| Topic: |
Science > Physics |
| User: |
"" |
| Date: |
10 Sep 2006 10:23:50 AM |
| Object: |
Gravity solved with the quadratic equation |
I have been working on a theory of gravity, and would like help
modeling everything else that we know about gravity into the theory.
So I can self publish my work in a journal or on a website like
Wikipedia. Gravity is represented as F= G( (m1*m2) / r^2 ) , and I
would like to change this theory, but make sure that the math still
works exactly the same.
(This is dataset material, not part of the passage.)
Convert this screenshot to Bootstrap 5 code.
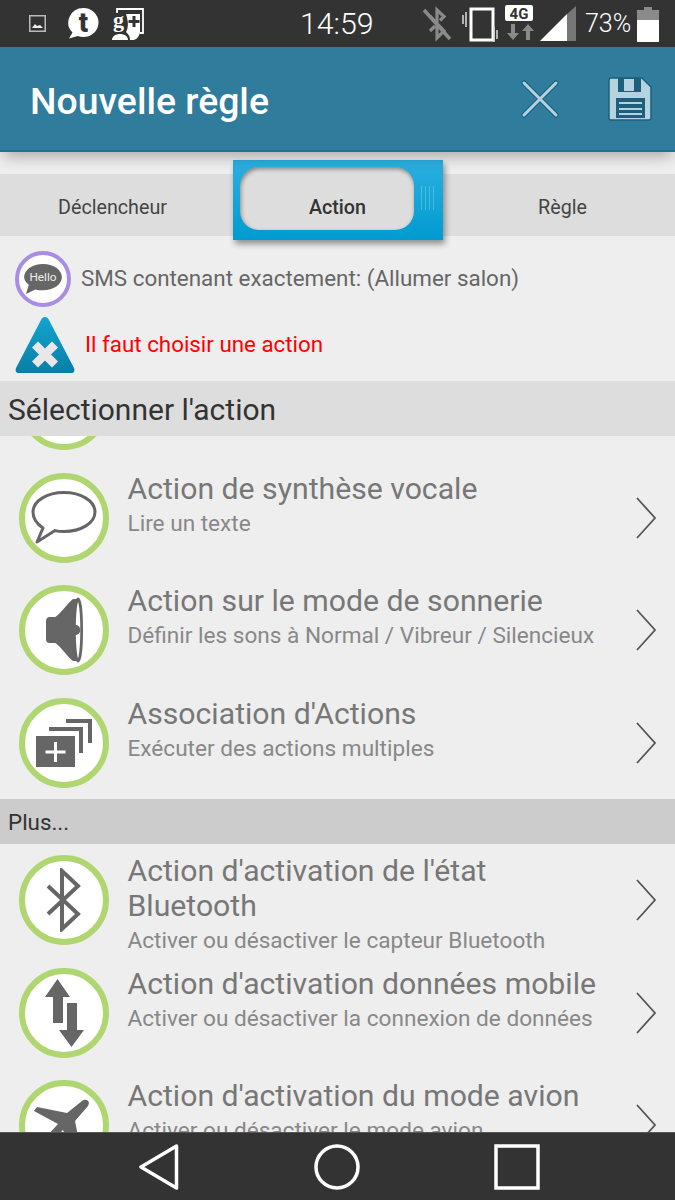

The Force Of Gravity is equal to the
Gravitiational Constant multiplide by the masses of two objects, and
divided by their distance appart.
So in my game where you form a circle of 10 pennies that represent the
gravitational pull of one object, and my individual penny which sits
outside of the circle entirely solitary. The odds still remain 10/11,
when you are flipping a fair coin to decide which pile wins each
round. As the piles move there is a .09765625% of flipping 10 wins in a
row for the individual penny, and a 50% chance that the pile of 10
pennies will win on the first round. But my question was, how do I
calculate the average number of coin flips before the larger pile
wins.
And the answer is k(n-k)
That's right, k(n-k). So in my illistration, you can see that the
circle of 10 pennies attracts to lonely penny into its gravitational
field after 10 coin flips on average. But theoretically the number of
rounds in the game could come close to infinity. And in practice you
win after the first round or too. And I think you can see how this
example illistrates a basic understanding of gravity. If we assume
that gravity accelerates everything on earth at 9.8 m/s^2. For example
if we look at the earth as being a mass of 10 pennies, and we look as
the signle penny as being a distance of 4.9 meters, then if we follow
this equation.
t = sqrt( ( 2(4.9 m) ) / ( 9.8 m/s^2 ) ) = 1 s
And if we say the average number of coin flips it takes to produce this
effect is 10, then each coin flip represents 1/10th of a second. So
on average it takes just 1 second. Now obviously with correct
preportions of pennies, and more sophisticated mathematics, and a
better understanding of the physical formulas for gravity. We could do
a lot more. And be far more precise.
So here is my final gravity theory. We use the quadratic formula to
solve 2*n/9.8 = k(n-k) for k, which makes k=(1/14) (7n +- sqrt(49 n^2
- 40 n)).
So now we have the formula ( (1/14) (7n +- sqrt(49 n^2 - 40 n)) ) * (n
- ((1/14) (7n +- sqrt(49 n^2 - 40 n))) ) , which solves the gravity
problem. And solves the problem of averages in my game of pennies!
.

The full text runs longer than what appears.